Private jet memiliki daya rusak lebih besar jika dibandingkan moda transportasi lain. Ia lebih polutf karena emisi penerbangan dihitung berdasar jumlah penumpang. Semakin sedikit jumlah penumpang, maka jejak karbon per individu semakin tinggi. Data ini menunjukkan bahwa seharusnya penanganan emisi sektor transportasi seperti penerbangan private menjadi perhatian para kandidat sebagai langkah untuk menekan GRK.
Trend Asia melakukan pemantauan terhadap ketiga pasangan capres-cawapres untuk melihat dampak aktivitas selama kampanye terhadap lingkungan. Fokusnya adalah pada emisi CO2 dari penerbangan yang mereka gunakan, berupa private jet, helikopter, dan pesawat komersial carter.
Metode pemantauan data penerbangan ini dengan mencocokkan jadwal dan lokasi kampanye Pilpres 2024 dari masing-masing pasangan calon (paslon) dengan bandara terdekat atau lapangan terdekat untuk melihat kedatangan dan keberangkatan pesawat tersebut.
Pemantauan dilakukan sejak kampanye, dimulai pada 28 November 2023 sampai 4 Februari 2024 atau selama 69 hari kampanye atau 92% hari kampanye. "Jumlah perjalanan udara yang kami analisa sebanyak 235 kali dengan berbagai tipe pesawat dengan total jarak tempuh 174.108,37 Kilometer (Km). Semuanya penerbangan domestik," ujarnya.
Tapi Trend Asia menyebut, tidak semua perjalanan dapat dianalisis karena keterbatasan data penerbangan dan adanya upaya menyembunyikan data pesawat yang digunakan di domain publik. Trend Asia menduga data penerbangan tersebut lebih banyak dari data yang tersaji untuk publik. Apa yang tersaji ini adalah puncak dari gunung es emisi penerbangan kandidat.

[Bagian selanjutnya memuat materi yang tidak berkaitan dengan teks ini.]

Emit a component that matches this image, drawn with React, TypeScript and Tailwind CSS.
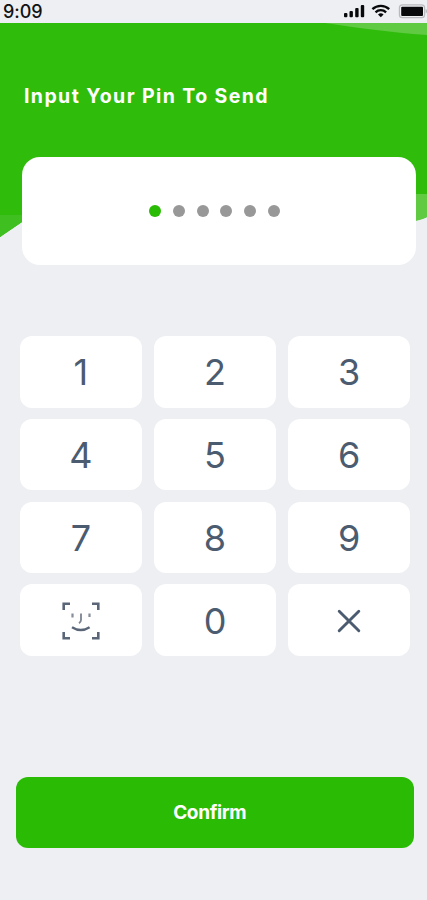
import React, { useState } from 'react';

const keys = ['1', '2', '3', '4', '5', '6', '7', '8', '9', 'face', '0', 'clear'];

function StatusBar() {
    return (
        <div className='w-full h-[23px] relative flex items-center justify-between bg-[#eeeff3] pl-[3px]'>
            <span className='text-[18px] leading-[22px] font-medium text-[#111214] tracking-[-0.05px]'>9:09</span>
            <svg className='w-[84px] h-[23px]' viewBox='343 0 84 23' fill='#08090a'>
                <rect x='344' y='13' width='3.4' height='4.2' rx='1' />
                <rect x='349.5' y='11' width='3.4' height='6.2' rx='1' />
                <rect x='355.2' y='8' width='3.4' height='9.2' rx='1' />
                <rect x='360.8' y='5' width='3.4' height='12.2' rx='1' />
                <g fill='none' stroke='#08090a' strokeWidth='2.3'>
                    <path d='M372.4 9.2a12.2 12.2 0 0 1 16.8 0' />
                    <path d='M375.5 12.3a7.7 7.7 0 0 1 10.6 0' />
                </g>
                <path d='M378 14.4a4.3 4.3 0 0 1 5.6 0l-2.8 2.9z' />
                <rect x='399.4' y='4.9' width='25.2' height='12.8' rx='3' fill='none' stroke='#b9babe' strokeWidth='1.2' />
                <rect x='401.2' y='6.7' width='21.8' height='9.2' rx='1' />
                <path d='M425.7 9v4.5c1-.3 1.3-1.2 1.3-2.2s-.3-2-1.3-2.3z' fill='#b9babe' />
            </svg>
        </div>
    );
}

function HeaderShape() {
    return (
        <svg className='absolute top-0 left-0 w-[427px] h-[216px]' viewBox='0 0 427 216'>
            <path d='M0 0H427V194Q416 198 400 200L40 187L22 199L0 214Z' fill='#2fbc0b' />
            <path d='M110 0H427V12Q385 9 325 0Z' fill='#5fca42' />
            <path d='M0 192H32L22 199L0 214Z' fill='#40c020' />
            <path d='M410 171H427V194Q422 197 410 199Z' fill='#5fca42' />
        </svg>
    );
}

function FaceIcon() {
    return (
        <svg className='w-[38px] h-[38px] mt-[2px]' viewBox='0 0 38 38' fill='none' stroke='#5a6677'>
            <path d='M1.7 8V1.7H8M30 1.7h6.3V8M1.7 30v6.3H8M30 36.3h6.3V30' strokeWidth='2.6' />
            <path d='M10.5 11.5v4M27.5 11.5v3.5' strokeWidth='2.2' stroke='#858e9a' />
            <path d='M19 11.5v6.5q0 1.8-2 3.2' strokeWidth='1.8' stroke='#7b8490' />
            <path d='M10 25.2q8.8 5.6 17.6 0' strokeWidth='2.4' />
        </svg>
    );
}

function ClearIcon() {
    return (
        <svg className='w-6 h-6 mr-[1px] mt-[2px]' viewBox='0 0 24 24' fill='none' stroke='#4b5b70' strokeWidth='2.9' strokeLinecap='round'>
            <path d='M2.2 2.2l19.6 19.6M21.8 2.2L2.2 21.8' />
        </svg>
    );
}

function App() {
    const [pin, setPin] = useState('0');

    const handleKey = (key: string) => {
        if (key === 'face') return;
        if (key === 'clear') {
            setPin(pin.slice(0, -1));
            return;
        }
        if (pin.length < 6) setPin(pin + key);
    };

    return (
        <div className="w-[427px] h-[900px] overflow-hidden bg-[#edeff3] font-['Inter','Liberation_Sans',sans-serif]">
            <StatusBar />
            <main className='relative w-full'>
                <HeaderShape />
                <div className='relative flex flex-col'>
                    <h1 className='pt-[59px] pl-6 text-[19.5px] leading-[28px] font-bold text-white tracking-[1.4px] whitespace-nowrap'>Input Your Pin To Send</h1>

                    <div className='mt-[46.5px] ml-[21.5px] w-[394px] h-[108px] rounded-[18px] bg-white flex items-center justify-center gap-[11.8px] pr-[8px]'>
                        {[0, 1, 2, 3, 4, 5].map((i) => (
                            <span key={i} className={`w-3 h-3 rounded-full ${i < pin.length ? 'bg-[#2abb05]' : 'bg-[#989898]'}`} />
                        ))}
                    </div>

                    <div className='mt-[71.5px] ml-[19.5px] w-[391px] grid grid-cols-3 gap-x-[11.5px] gap-y-[11.3px]'>
                        {keys.map((key) => (
                            <button key={key} onClick={() => handleKey(key)} aria-label={key} className='h-[71.5px] rounded-[12px] bg-white flex items-center justify-center text-[36px] leading-[40px] font-normal text-[#4b5b70] cursor-pointer'>
                                {key === 'face' ? <FaceIcon /> : key === 'clear' ? <ClearIcon /> : <span className='pt-[1px]'>{key}</span>}
                            </button>
                        ))}
                    </div>

                    <button className='mt-[121px] ml-4 w-[397.5px] h-[71px] rounded-[12px] bg-[#2abb05] text-white text-[19px] font-bold tracking-[-0.35px] flex items-center justify-center pt-[2px] pr-[10px] cursor-pointer'>Confirm</button>
                </div>
            </main>
        </div>
    );
}

export default App;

“Jejak karbon dari tiga paslon ini sangat tinggi terkait pemakaian pesawat, sehingga jelas berkontribusi memperparah pemanasan global. Apalagi pemakaian private jet jelas menunjukkan gaya hidup mahal dan mewah para paslon, sementara rakyat sedang menghadapi kesusahan,” kata Direktur Program Trend Asia, Ahmad Ashov Birry.

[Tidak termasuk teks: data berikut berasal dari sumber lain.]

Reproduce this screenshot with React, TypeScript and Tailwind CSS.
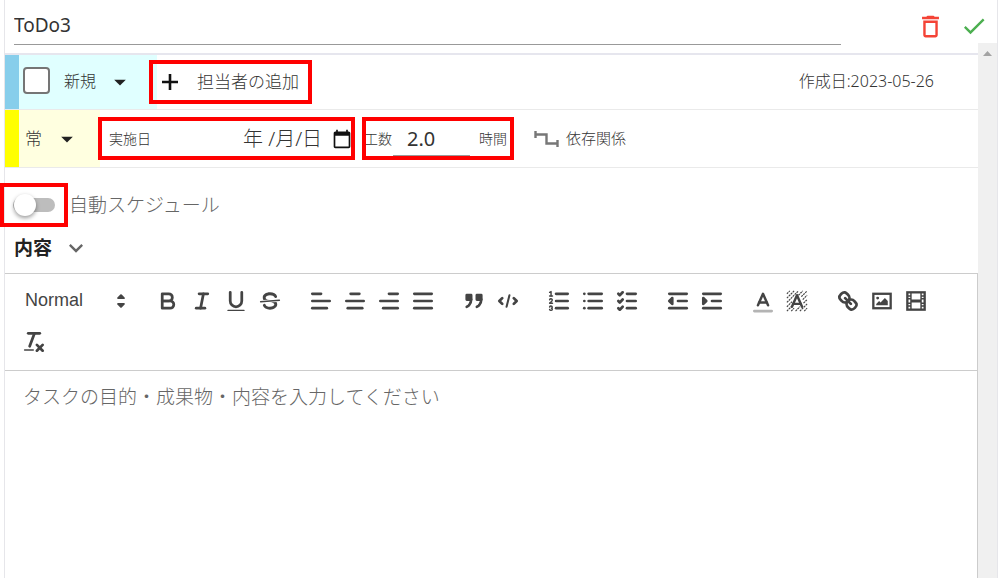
import { useState } from "react";
import type { ReactNode } from "react";

//icons
import { MdArrowDropDown, MdCalendarToday, MdCheck, MdDeleteOutline, MdExpandMore } from "react-icons/md";

type IconProps = { children: ReactNode };

const Icon: React.FC<IconProps> = ({ children }) => (
    <svg
        viewBox="0 0 18 18"
        className="h-[26px] w-[26px] shrink-0"
        fill="none"
        stroke="#444"
        strokeWidth="1.9"
        strokeLinecap="round"
        strokeLinejoin="round"
        aria-hidden="true">
        {children}
    </svg>
);

// three horizontal rules, each given as [x1, x2]
const Lines: React.FC<{ rows: number[][] }> = ({ rows }) => (
    <>
        {rows.map(([x1, x2], i) => (
            <line key={i} x1={x1} x2={x2} y1={4 + i * 5} y2={4 + i * 5} />
        ))}
    </>
);

const groups: { label: string; icon: ReactNode }[][] = [
    [
        {
            label: "bold",
            icon: (
                <>
                    <path d="M5,4H9.5A2.5,2.5,0,0,1,12,6.5v0A2.5,2.5,0,0,1,9.5,9H5V4Z" />
                    <path d="M5,9h5.5A2.5,2.5,0,0,1,13,11.5v0A2.5,2.5,0,0,1,10.5,14H5V9Z" />
                </>
            ),
        },
        {
            label: "italic",
            icon: (
                <>
                    <line x1="7" x2="13" y1="4" y2="4" />
                    <line x1="5" x2="11" y1="14" y2="14" />
                    <line x1="8" x2="10" y1="14" y2="4" />
                </>
            ),
        },
        {
            label: "underline",
            icon: (
                <>
                    <path d="M5,3V9a4.012,4.012,0,0,0,4,4H9a4.012,4.012,0,0,0,4-4V3" />
                    <rect x="3" y="15" width="12" height="1" rx="0.5" fill="#444" stroke="none" />
                </>
            ),
        },
        {
            label: "strike",
            icon: (
                <>
                    <line x1="15.5" x2="2.5" y1="8.5" y2="9.5" strokeWidth="1" />
                    <g fill="#444" stroke="none">
                        <path d="M9.007,8C6.542,7.791,6,7.519,6,6.5,6,5.792,7.283,5,9,5c1.571,0,2.765.679,2.969,1.309a1,1,0,0,0,1.9-.617C13.356,4.106,11.354,3,9,3,6.2,3,4,4.538,4,6.5a3.2,3.2,0,0,0,.5,1.843Z" />
                        <path d="M8.984,10C11.457,10.208,12,10.479,12,11.5c0,.708-1.283,1.5-3,1.5-1.571,0-2.765-.679-2.969-1.309a1,1,0,1,0-1.9.617C4.644,13.894,6.646,15,9,15c2.8,0,5-1.538,5-3.5a3.2,3.2,0,0,0-.5-1.843Z" />
                    </g>
                </>
            ),
        },
    ],
    [
        { label: "align left", icon: <Lines rows={[[3, 9], [3, 15], [3, 13]]} /> },
        { label: "align center", icon: <Lines rows={[[6, 12], [3, 15], [4, 14]]} /> },
        { label: "align right", icon: <Lines rows={[[9, 15], [3, 15], [5, 15]]} /> },
        { label: "justify", icon: <Lines rows={[[3, 15], [3, 15], [3, 15]]} /> },
    ],
    [
        {
            label: "blockquote",
            icon: (
                <g fill="#444">
                    <rect x="4" y="5" width="3" height="3" />
                    <rect x="11" y="5" width="3" height="3" />
                    <path d="M7,8c0,4.031-3,5-3,5" />
                    <path d="M14,8c0,4.031-3,5-3,5" />
                </g>
            ),
        },
        {
            label: "code block",
            icon: (
                <>
                    <polyline points="5 7 3 9 5 11" />
                    <polyline points="13 7 15 9 13 11" />
                    <line x1="10" x2="8" y1="5" y2="13" strokeWidth="1.4" />
                </>
            ),
        },
    ],
    [
        {
            label: "ordered list",
            icon: (
                <>
                    <Lines rows={[[7, 15], [7, 15], [7, 15]]} />
                    <g strokeWidth="1">
                        <line x1="2.5" x2="4.5" y1="5.5" y2="5.5" />
                        <path d="M2.5,3L3.5,2.5V5.5" />
                        <path d="M4.5,10.5h-2c0-.234,1.85-1.076,1.85-2.234A0.959,0.959,0,0,0,2.5,8.156" />
                        <path d="M2.5,14.846a0.959,0.959,0,0,0,1.85-.109A0.7,0.7,0,0,0,3.75,14a0.688,0.688,0,0,0,.6-0.736,0.959,0.959,0,0,0-1.85-.109" />
                    </g>
                </>
            ),
        },
        {
            label: "bullet list",
            icon: (
                <>
                    <Lines rows={[[6, 15], [6, 15], [6, 15]]} />
                    <Lines rows={[[3, 3], [3, 3], [3, 3]]} />
                </>
            ),
        },
        {
            label: "check list",
            icon: (
                <>
                    <Lines rows={[[9, 15], [9, 15], [9, 15]]} />
                    <polyline points="3 4 4 5 6 3" />
                    <polyline points="3 9 4 10 6 8" />
                    <polyline points="3 14 4 15 6 13" />
                </>
            ),
        },
    ],
    [
        {
            label: "outdent",
            icon: (
                <>
                    <Lines rows={[[3, 15], [9, 15], [3, 15]]} />
                    <polyline points="5 7 5 11 3 9 5 7" fill="#444" />
                </>
            ),
        },
        {
            label: "indent",
            icon: (
                <>
                    <Lines rows={[[3, 15], [9, 15], [3, 15]]} />
                    <polyline points="3 7 3 11 5 9 3 7" fill="#444" />
                </>
            ),
        },
    ],
    [
        {
            label: "text color",
            icon: (
                <>
                    <line x1="3" x2="15" y1="16" y2="16" opacity="0.4" />
                    <polyline points="5.5 12 9 4 12.5 12" strokeWidth="1.7" />
                    <line x1="11.63" x2="6.38" y1="10" y2="10" strokeWidth="1.7" />
                </>
            ),
        },
        {
            label: "background color",
            icon: (
                <>
                    <path
                        d="M2 4L4 2M2 7L7 2M2 10L10 2M2 13L5.5 9.5M10 5L13 2M2 16L5 13M12 6L16 2M5 16L7 14M13 8L16 5M8 16L11 13M13.5 10.5L16 8M11 16L16 11M14 16L16 14"
                        strokeWidth="0.8"
                        strokeDasharray="1.4 0.5"
                        strokeLinecap="butt"
                    />
                    <polyline points="5.5 13 9 5 12.5 13" strokeWidth="1.7" />
                    <line x1="11.63" x2="6.38" y1="11" y2="11" strokeWidth="1.7" />
                </>
            ),
        },
    ],
    [
        {
            label: "link",
            icon: (
                <>
                    <line x1="7" x2="11" y1="7" y2="11" />
                    <path d="M8.9,4.577a3.476,3.476,0,0,1,.36,4.679A3.476,3.476,0,0,1,4.577,8.9C3.185,7.5,2.035,6.4,4.217,4.217S7.5,3.185,8.9,4.577Z" />
                    <path d="M13.423,9.1a3.476,3.476,0,0,0-4.679-.36,3.476,3.476,0,0,0,.36,4.679c1.392,1.392,2.5,2.542,4.679.36S14.815,10.5,13.423,9.1Z" />
                </>
            ),
        },
        {
            label: "image",
            icon: (
                <>
                    <rect x="3" y="4" width="12" height="10" strokeWidth="1.6" strokeLinejoin="miter" />
                    <circle cx="6" cy="7" r="1" fill="#444" stroke="none" />
                    <polyline points="5 12 5 11 7 9 8 10 11 7 13 9 13 12 5 12" fill="#444" stroke="none" />
                </>
            ),
        },
        {
            label: "video",
            icon: (
                <>
                    <rect x="3" y="3" width="12" height="12" strokeWidth="1.6" strokeLinejoin="miter" />
                    <path
                        d="M5 3h1v12h-1zM12 3h1v12h-1zM5 8h8v2h-8zM3 5h3v1h-3zM3 7h3v1h-3zM3 10h3v1h-3zM3 12h3v1h-3zM12 5h3v1h-3zM12 7h3v1h-3zM12 10h3v1h-3zM12 12h3v1h-3z"
                        fill="#444"
                        stroke="none"
                    />
                </>
            ),
        },
    ],
];

// red frame drawn over a control
const Mark: React.FC<{ className: string }> = ({ className }) => (
    <span className={`pointer-events-none absolute border-4 border-[#ff0000] ${className}`} />
);

const Toolbar: React.FC = () => (
    <div className="flex flex-wrap gap-x-[17px] border-b border-[#ccc] px-3 pb-2 pt-[6px]">
        <button className="flex h-[41px] w-[117px] items-center justify-between pl-2 font-['Liberation_Sans',sans-serif] text-[18px] text-[#444]">
            Normal
            <Icon>
                <polygon points="7 11 9 13 11 11 7 11" fill="#444" strokeWidth="1.4" />
                <polygon points="7 7 9 5 11 7 7 7" fill="#444" strokeWidth="1.4" />
            </Icon>
        </button>
        {groups.map((group, i) => (
            <div key={i} className="flex">
                {group.map(({ label, icon }) => (
                    <button key={label} aria-label={label} className="flex h-[41px] w-[34px] items-center justify-center">
                        <Icon>{icon}</Icon>
                    </button>
                ))}
            </div>
        ))}
        <button aria-label="clear format" className="flex h-[41px] w-[34px] items-center justify-center">
            <Icon>
                <line x1="5" x2="13" y1="3" y2="3" />
                <line x1="6" x2="9.35" y1="12" y2="3" />
                <line x1="11" x2="15" y1="11" y2="15" />
                <line x1="15" x2="11" y1="11" y2="15" />
                <rect x="2" y="14" width="7" height="1" rx="0.5" fill="#444" stroke="none" />
            </Icon>
        </button>
    </div>
);

const App: React.FC = () => {
    const [title, setTitle] = useState("ToDo3");
    const [hours, setHours] = useState("2.0");
    const [done, setDone] = useState(false);
    const [auto, setAuto] = useState(false);

    return (
        <div className="flex h-screen flex-col overflow-hidden bg-white pl-1 pr-[2px] font-['Noto_Sans','Noto_Sans_CJK_JP',sans-serif] text-[#333]">
            <div className="flex min-h-0 flex-1 flex-col border-x border-[#e6e6ea]">
                <header className="flex h-[43px] shrink-0 items-start px-[9px]">
                    <input
                        aria-label="タイトル"
                        value={title}
                        onChange={(e) => setTitle(e.target.value)}
                        className="h-[45px] min-w-0 flex-1 border-b border-[#999] pt-[6px] text-[19px] outline-none"
                    />
                    <button aria-label="削除" className="ml-[75px] mt-3 text-[#f44336]">
                        <MdDeleteOutline size={29} />
                    </button>
                    <button aria-label="保存" className="ml-[15px] mt-3 text-[#4caf50]">
                        <MdCheck size={28} />
                    </button>
                </header>

                <div className="flex min-h-0 flex-1">
                    <main className="flex min-w-0 flex-1 flex-col pt-[10px]">
                        <div className="flex h-[57px] shrink-0 items-stretch border-b border-t-2 border-b-[#eaeaea] border-t-[#e6e6ee]">
                            <div className="flex w-[152px] items-center border-l-14 border-[#87ceeb] bg-[#e0ffff] pb-[3px] pl-1">
                                <input
                                    id="done"
                                    type="checkbox"
                                    checked={done}
                                    onChange={(e) => setDone(e.target.checked)}
                                    className="h-[27px] w-[27px] appearance-none rounded border-2 border-[#757575] bg-white checked:bg-[#757575]"
                                />
                                <label htmlFor="done" className="ml-[14px] text-[16px] font-light">新規</label>
                                <button aria-label="状態" className="ml-[10px] pt-[2px] text-[#222]">
                                    <MdArrowDropDown size={28} />
                                </button>
                            </div>
                            <div className="relative flex items-center">
                                <button className="flex items-center gap-[14px] text-[17px] font-light">
                                    <svg viewBox="0 0 26 26" className="h-[26px] w-[26px]" stroke="#111" strokeWidth="2.6" aria-hidden="true">
                                        <path d="M5 13H21M13 5V21" />
                                    </svg>
                                    担当者の追加
                                </button>
                                <Mark className="inset-y-[5px] -left-2 -right-[13px]" />
                            </div>
                            <span className="ml-auto self-center pb-[2px] pr-[44px] text-[16px] font-light">作成日:2023-05-26</span>
                        </div>

                        <div className="flex h-[58px] shrink-0 items-stretch border-b border-[#eaeaea]">
                            <div className="flex w-[95px] items-center border-l-14 border-[#ffff00] bg-[#ffffe0] pl-[6px] text-[17px] font-light">
                                常
                                <button aria-label="優先度" className="ml-[11px] text-[#222]">
                                    <MdArrowDropDown size={28} />
                                </button>
                            </div>
                            <div className="relative flex items-center pl-[9px]">
                                <label htmlFor="date" className="text-[14px] font-light">実施日</label>
                                <input
                                    id="date"
                                    defaultValue="年 /月/日"
                                    className="ml-[92px] w-[89px] text-[20px] font-light outline-none"
                                />
                                <button aria-label="カレンダー" className="mr-px text-[#111]">
                                    <MdCalendarToday size={20} />
                                </button>
                                <Mark className="-left-[2px] -right-[2px] inset-y-[7px]" />
                            </div>
                            <div className="relative ml-[11px] flex items-center text-[14px] font-light">
                                <label htmlFor="hours">工数</label>
                                <input
                                    id="hours"
                                    value={hours}
                                    onChange={(e) => setHours(e.target.value)}
                                    className="ml-[1px] h-[34px] w-[77px] border-b border-[#999] pl-[14px] text-[20px] font-normal outline-none"
                                />
                                <span className="ml-[9px]">時間</span>
                                <Mark className="-left-[2px] -right-[7px] inset-y-[7px]" />
                            </div>
                            <button className="ml-[27px] flex items-center gap-[7px] text-[15px] font-light">
                                <svg viewBox="0 0 25 18" className="h-[18px] w-[25px]" fill="none" stroke="#777" strokeWidth="2.4" aria-hidden="true">
                                    <path d="M1.5 1v7M1 4.5h11.5v9H24M23.5 10v7" />
                                </svg>
                                依存関係
                            </button>
                        </div>

                        <div className="mt-[15px] flex h-[44px] shrink-0 items-center">
                            <label className="relative ml-2 flex h-[44px] items-center text-[19px] font-light text-[#666]">
                                <input
                                    type="checkbox"
                                    role="switch"
                                    checked={auto}
                                    onChange={(e) => setAuto(e.target.checked)}
                                    className="peer h-[14px] w-[42px] appearance-none rounded-full bg-[#bdbdbd]"
                                />
                                <span className="absolute left-px h-[22px] w-[22px] rounded-full bg-white shadow-[0_2px_4px_rgba(0,0,0,0.4)] peer-checked:translate-x-5" />
                                <span className="ml-[14px]">自動スケジュール</span>
                                <Mark className="-left-[13px] top-0 h-[44px] w-[68px]" />
                            </label>
                        </div>

                        <button className="flex h-[46px] shrink-0 items-center gap-[10px] pb-1 pl-[9px] text-left text-[19px] font-bold text-[#222]">
                            内容
                            <MdExpandMore size={28} className="text-[#666]" />
                        </button>

                        <section className="flex min-h-0 flex-1 flex-col border-r border-t border-[#ccc]">
                            <Toolbar />
                            <textarea
                                aria-label="内容"
                                placeholder="タスクの目的・成果物・内容を入力してください"
                                className="w-full flex-1 resize-none px-[18px] py-3 text-[19px] font-light outline-none placeholder:text-[#666]"
                            />
                        </section>
                    </main>

                    <div className="flex w-[19px] shrink-0 justify-center bg-[#f0f0f0] pt-2">
                        <svg viewBox="0 0 9 5" className="h-[5px] w-[9px]" aria-hidden="true">
                            <path d="M0 5L4.5 0L9 5Z" fill="#a3a3a3" />
                        </svg>
                    </div>
                </div>
            </div>
        </div>
    );
};

export default App;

Seharusnya, imbuh Ashov, para capres-cawapres bisa memakai pesawat komersial atau moda alternatif lain yang mungkin dan lebih rendah emisi untuk mengurangi jejak karbon selama kampanye sekaligus untuk menunjukkan komitmen serta arah transisi energi ke depan.
Jumlah total estimasi emisi CO2 penerbangan tiga paslon selama kampanye ini setara dengan emisi penerbangan yang dihasilkan oleh sekitar 37.539 orang di Indonesia atau lebih banyak dari emisi penerbangan yang dihasilkan seluruh penduduk Kabupaten Raja Ampat, Papua Barat dengan asumsi emisi penerbangan per kapita di Indonesia sebanyak 34 kg.
Menurut Zakki Amali, Manajer Riset Trend Asia, terjadi ketimpangan emisi di mana perjalanan semua paslon ini menghasilkan CO2 setara dengan emisi penerbangan domestik warga satu kabupaten di Papua. Zakki bilang hal ini adalah sebuah ironi.
"Para paslon membicarakan masa depan Indonesia di atas private jet, sehingga mereka berjarak dari penderitaan rakyat. Masa depan Indonesia dibicarakan di atas kemewahan yang jauh dari situasi sehari-hari rakyat,” kata Zakki.
Temuan tersebut sangat jelas menunjukkan ketimpangan emisi. World Inequality Database (WID) mengungkapkan, pada 2019 terdapat 10% populasi orang terkaya di Indonesia menghasilkan 11,1 ton CO2e ekuivalen per kapita CO2e dari seluruh sektor. Pada tahun sama, 1% populasi orang terkaya di Indonesia menghasilkan 38,7 ton CO2e dari seluruh sektor. Sementara itu, dalam periode sama, per kapita di Indonesia menghasilkan 3,3 ton CO2e.
Data ini menunjukkan bahwa emisi dari 10% orang terkaya Indonesia 3 kali lipat dari rata-rata emisi nasional dan 1% orang terkaya mengeluarkan emisi setara emisi dari 12 individu umum. Jejak karbon dua kelompok ini menunjukkan ketimpangan emisi.
Zakki bilang, data tersebut menyoroti ketimpangan yang signifikan dalam emisi gas rumah kaca antara kelompok terkaya dan populasi umum di Indonesia. Kelompok-kelompok terkaya memiliki jejak karbon per kapita yang sangat besar dibandingkan dengan rata-rata nasional.
"Emisi yang dihasilkan oleh kelompok terkaya harus diatasi, misalnya dengan redistribusi kekayaan atau dengan menaikkan pajak untuk orang kaya dan tidak mengulangi kebijakan semacam tax amnesty yang hanya menguntungkan orang kaya,” ujar Zakki.